Although the bureau is structured as an independent agency, some critics of Ukrainian President Petro Poroshenko contend that the ledgers may have been doctored or even forged and were disseminated with Poroshenko’s tacit support in an effort to damage Trump.

During the campaign, Ukrainian government officials publicly questioned Trump’s fitness for office, and they helped Clinton’s allies research damaging information on Trump and his advisers, according to a POLITICO investigation published last month.

Poroshenko and his allies, who are scrambling to establish a relationship with the Trump administration, have distanced themselves from those efforts, and from Leshchenko.

The anti-corruption bureau is “fully independent,” a Poroshenko spokesman told POLITICO last month. The spokesman said the presidential administration did not take any “targeted action against Manafort.”

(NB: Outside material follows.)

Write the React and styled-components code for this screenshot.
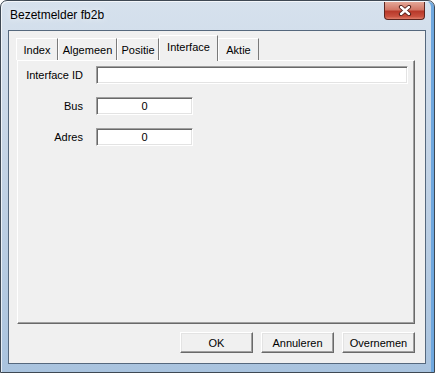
import styled, { createGlobalStyle } from "styled-components";

const GlobalStyle = createGlobalStyle`
    body {
        margin: 0;
        background: #ffffff;
        font-family: "Liberation Sans", Arial, sans-serif;
    }
`

const tabs = [
    { label: "Index", width: 42 },
    { label: "Algemeen", width: 59 },
    { label: "Positie", width: 42 },
    { label: "Interface", width: 59, active: true },
    { label: "Aktie", width: 41 },
]

export default function App() {
    return (
        <>
            <GlobalStyle />
            <Window>
                <TitleBar>
                    <Title>Bezetmelder fb2b</Title>
                    <CloseButton>
                        <svg width="14" height="11" viewBox="0 0 14 11">
                            <path d="M3 2 L11 9 M11 2 L3 9" stroke="#4a1a14" strokeWidth="4.2" strokeLinecap="round" />
                            <path d="M3 2 L11 9 M11 2 L3 9" stroke="#ffffff" strokeWidth="2.4" strokeLinecap="round" />
                        </svg>
                    </CloseButton>
                </TitleBar>

                <Client>
                    <TabRow>
                        {tabs.map((t) => (
                            <Tab key={t.label} $width={t.width} $active={t.active}>
                                {t.label}
                            </Tab>
                        ))}
                    </TabRow>

                    <Panel>
                        <Form>
                            <Label>Interface ID</Label>
                            <Field readOnly defaultValue="" />
                            <Label>Bus</Label>
                            <Field readOnly defaultValue="0" $width="97px" />
                            <Label>Adres</Label>
                            <Field readOnly defaultValue="0" $width="97px" />
                        </Form>
                    </Panel>

                    <Footer>
                        <Button>OK</Button>
                        <Button>Annuleren</Button>
                        <Button>Overnemen</Button>
                    </Footer>
                </Client>
            </Window>
        </>
    )
}

const Window = styled.div`
    width: 435px;
    height: 373px;
    box-sizing: border-box;
    border: 1px solid #3e4853;
    border-radius: 7px 7px 0 0;
    background: linear-gradient(to bottom, #d6e1ed 0%, #c3d3e5 45%, #a9c3de 100%);
    box-shadow: inset 1px 1px 0 rgba(255, 255, 255, 0.7), inset -3px 0 0 #6fa8df;
    padding: 0 8px 8px 7px;
    display: flex;
    flex-direction: column;
`
const TitleBar = styled.div`
    height: 29px;
    display: flex;
    justify-content: space-between;
    align-items: flex-start;
    padding: 0 1px 0 2px;
`
const Title = styled.div`
    font-size: 12px;
    color: #000000;
    line-height: 29px;
    text-shadow: 0 0 6px rgba(255, 255, 255, 0.9);
`
const CloseButton = styled.div`
    width: 41px;
    height: 18px;
    box-sizing: border-box;
    margin-top: 1px;
    border: 1px solid #5c2620;
    border-top: none;
    border-radius: 0 0 4px 4px;
    background: linear-gradient(to bottom, #e3a797 0%, #d27766 45%, #b8392a 55%, #c9513f 85%, #e0806c 100%);
    display: flex;
    align-items: center;
    justify-content: center;
`
const Client = styled.div`
    flex: 1;
    background: #f0f0f0;
    border: 1px solid #55687d;
    display: flex;
    flex-direction: column;
    padding: 0 10px 0 8px;
`
const TabRow = styled.div`
    height: 29px;
    display: flex;
    align-items: flex-end;
    margin-left: -1px;
`
const Tab = styled.div`
    width: ${(p) => p.$width}px;
    box-sizing: border-box;
    height: ${(p) => (p.$active ? "26px" : "22px")};
    margin-bottom: ${(p) => (p.$active ? "-1px" : "0")};
    padding-bottom: ${(p) => (p.$active ? "3px" : "0")};
    position: relative;
    z-index: ${(p) => (p.$active ? 1 : 0)};
    background: #f0f0f0;
    border-top: 1px solid #ffffff;
    border-left: 1px solid #ffffff;
    border-right: 1px solid #7a7a7a;
    font-size: 11px;
    color: #000000;
    display: flex;
    align-items: center;
    justify-content: center;
`
const Panel = styled.div`
    flex: 1;
    border-top: 1px solid #ffffff;
    border-left: 1px solid #ffffff;
    border-right: 1px solid #696969;
    border-bottom: 1px solid #696969;
    box-shadow: inset -1px -1px 0 #a0a0a0;
    padding: 5px 6px 0 6px;
`
const Form = styled.div`
    display: grid;
    grid-template-columns: 59px 1fr;
    column-gap: 13px;
    row-gap: 13px;
    align-items: center;
`
const Label = styled.div`
    font-size: 11px;
    color: #000000;
    text-align: right;
`
const Field = styled.input`
    width: ${(p) => p.$width || "100%"};
    height: 18px;
    box-sizing: border-box;
    margin: 0;
    padding: 0;
    border: 1px solid;
    border-color: #a0a0a0 #ffffff #ffffff #a0a0a0;
    box-shadow: inset 1px 1px 0 #696969, inset -1px -1px 0 #e3e3e3;
    background: #ffffff;
    font-family: "Liberation Sans", Arial, sans-serif;
    font-size: 11px;
    color: #000000;
    text-align: center;
    outline: none;
`
const Footer = styled.div`
    display: flex;
    justify-content: flex-end;
    gap: 8px;
    padding: 8px 0 10px 0;
`
const Button = styled.button`
    width: 73px;
    height: 21px;
    box-sizing: border-box;
    margin: 0;
    padding: 0;
    border: 1px solid;
    border-color: #ffffff #696969 #696969 #ffffff;
    box-shadow: inset -1px -1px 0 #a0a0a0, inset 1px 1px 0 #e3e3e3;
    background: #f0f0f0;
    font-family: "Liberation Sans", Arial, sans-serif;
    font-size: 11px;
    color: #000000;
`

The spokesman in a written statement said Leshchenko “positions himself as a representative of internal opposition in the Bloc of Petro Poroshenko’s faction, despite [the fact that] he belongs to the faction,” adding, “it was about him personally who pushed [the anti-corruption bureau] to proceed with investigation on Manafort.”

The post that appears to be the first to disseminate the texts from Manafort’s daughter included some anti-Trump language, justifying the hack as retribution on behalf of those damaged by Trump’s politics.

The site hosting the post is associated with a hacktivist collective that is relatively unknown in the cybersecurity world.

One former U.S. military intelligence cybersecurity analyst said, “I don’t think we’ve got a history with them. They are not a known entity.”

The cybersecurity analyst, whose company patrols cyberspace in search of hacker groups for private clients and government agencies, said the collective “seems like randos, not the nation-states we usually track.”